- [Aim of the task]
Scan the lines below for the word "that". Copy each line you find it in.

- [Information given]
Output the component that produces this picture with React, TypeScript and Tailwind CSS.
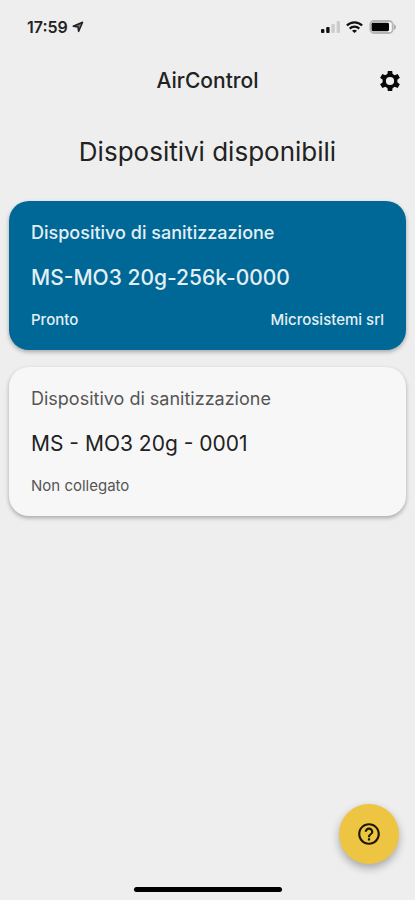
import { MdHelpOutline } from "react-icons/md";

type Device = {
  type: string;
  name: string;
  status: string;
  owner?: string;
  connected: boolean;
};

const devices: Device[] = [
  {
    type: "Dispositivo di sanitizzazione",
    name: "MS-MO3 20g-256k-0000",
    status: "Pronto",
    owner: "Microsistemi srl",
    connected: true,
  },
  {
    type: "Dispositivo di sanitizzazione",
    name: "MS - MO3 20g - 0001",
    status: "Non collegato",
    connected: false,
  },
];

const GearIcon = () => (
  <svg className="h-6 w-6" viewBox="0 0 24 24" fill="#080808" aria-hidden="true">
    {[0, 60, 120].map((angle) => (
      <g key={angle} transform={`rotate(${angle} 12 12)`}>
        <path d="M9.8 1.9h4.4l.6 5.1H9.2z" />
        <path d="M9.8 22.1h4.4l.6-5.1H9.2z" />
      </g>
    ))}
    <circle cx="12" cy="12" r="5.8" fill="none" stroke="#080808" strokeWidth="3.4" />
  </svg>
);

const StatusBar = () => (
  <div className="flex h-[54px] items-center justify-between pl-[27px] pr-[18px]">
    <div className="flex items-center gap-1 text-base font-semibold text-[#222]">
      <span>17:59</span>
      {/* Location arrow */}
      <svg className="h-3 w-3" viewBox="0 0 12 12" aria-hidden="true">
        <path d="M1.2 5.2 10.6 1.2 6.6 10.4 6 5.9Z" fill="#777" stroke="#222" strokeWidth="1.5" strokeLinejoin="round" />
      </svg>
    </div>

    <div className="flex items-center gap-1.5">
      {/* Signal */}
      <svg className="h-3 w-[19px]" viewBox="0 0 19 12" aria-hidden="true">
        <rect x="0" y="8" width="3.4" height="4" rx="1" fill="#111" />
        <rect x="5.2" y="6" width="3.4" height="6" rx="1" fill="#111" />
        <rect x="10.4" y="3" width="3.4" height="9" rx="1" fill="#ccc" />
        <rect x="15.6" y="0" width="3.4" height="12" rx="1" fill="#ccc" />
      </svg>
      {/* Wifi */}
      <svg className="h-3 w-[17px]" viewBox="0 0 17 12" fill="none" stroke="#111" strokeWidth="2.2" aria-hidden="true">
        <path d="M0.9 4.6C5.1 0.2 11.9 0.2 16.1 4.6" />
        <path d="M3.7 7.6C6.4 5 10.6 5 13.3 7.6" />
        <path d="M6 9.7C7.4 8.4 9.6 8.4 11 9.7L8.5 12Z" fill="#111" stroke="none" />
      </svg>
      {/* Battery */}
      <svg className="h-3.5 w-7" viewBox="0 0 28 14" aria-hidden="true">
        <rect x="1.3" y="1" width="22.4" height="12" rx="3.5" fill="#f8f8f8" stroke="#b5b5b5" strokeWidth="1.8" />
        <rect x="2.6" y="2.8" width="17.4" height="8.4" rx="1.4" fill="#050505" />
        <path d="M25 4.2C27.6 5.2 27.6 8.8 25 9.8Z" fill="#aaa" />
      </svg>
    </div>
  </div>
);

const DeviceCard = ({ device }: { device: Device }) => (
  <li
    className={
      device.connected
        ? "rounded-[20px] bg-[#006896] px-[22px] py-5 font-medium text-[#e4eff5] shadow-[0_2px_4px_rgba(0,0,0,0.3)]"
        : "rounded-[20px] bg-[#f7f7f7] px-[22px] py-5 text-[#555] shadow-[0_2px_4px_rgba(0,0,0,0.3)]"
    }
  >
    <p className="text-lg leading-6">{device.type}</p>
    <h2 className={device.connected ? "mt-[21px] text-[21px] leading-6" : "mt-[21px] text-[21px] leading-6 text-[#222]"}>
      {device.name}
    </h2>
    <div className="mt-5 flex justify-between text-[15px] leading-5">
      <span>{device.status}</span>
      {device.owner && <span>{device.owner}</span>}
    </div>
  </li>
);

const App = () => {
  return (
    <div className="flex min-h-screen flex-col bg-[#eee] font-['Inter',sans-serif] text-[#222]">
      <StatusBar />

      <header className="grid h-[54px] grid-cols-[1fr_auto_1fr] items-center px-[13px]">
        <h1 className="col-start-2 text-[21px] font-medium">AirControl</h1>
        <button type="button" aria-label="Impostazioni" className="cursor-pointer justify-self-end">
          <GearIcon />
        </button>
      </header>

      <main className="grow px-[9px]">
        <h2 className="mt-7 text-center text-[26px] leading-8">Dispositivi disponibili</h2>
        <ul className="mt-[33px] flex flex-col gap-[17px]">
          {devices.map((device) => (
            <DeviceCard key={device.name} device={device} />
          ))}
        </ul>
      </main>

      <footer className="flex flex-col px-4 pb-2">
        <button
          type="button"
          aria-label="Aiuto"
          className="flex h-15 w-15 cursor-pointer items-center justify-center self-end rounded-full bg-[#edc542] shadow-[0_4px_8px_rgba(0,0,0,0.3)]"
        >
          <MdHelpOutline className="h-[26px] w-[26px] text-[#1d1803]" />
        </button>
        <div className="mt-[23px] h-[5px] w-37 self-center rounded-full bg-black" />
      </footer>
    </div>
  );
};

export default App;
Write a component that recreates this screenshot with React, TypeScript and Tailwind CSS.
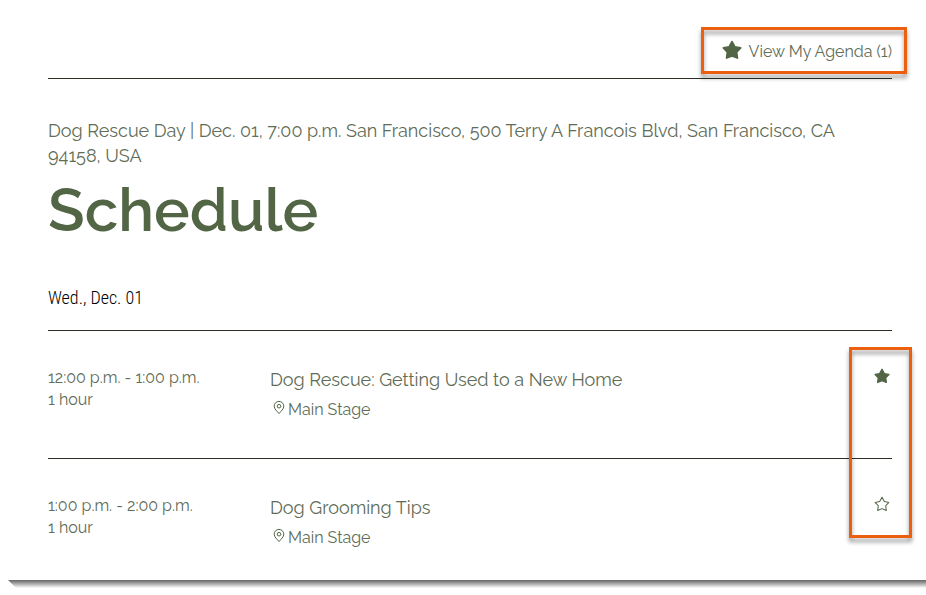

- [Exercise answer]
Output the component that produces this picture with React, TypeScript and Tailwind CSS.
Write a component that recreates this screenshot with React, TypeScript and Tailwind CSS.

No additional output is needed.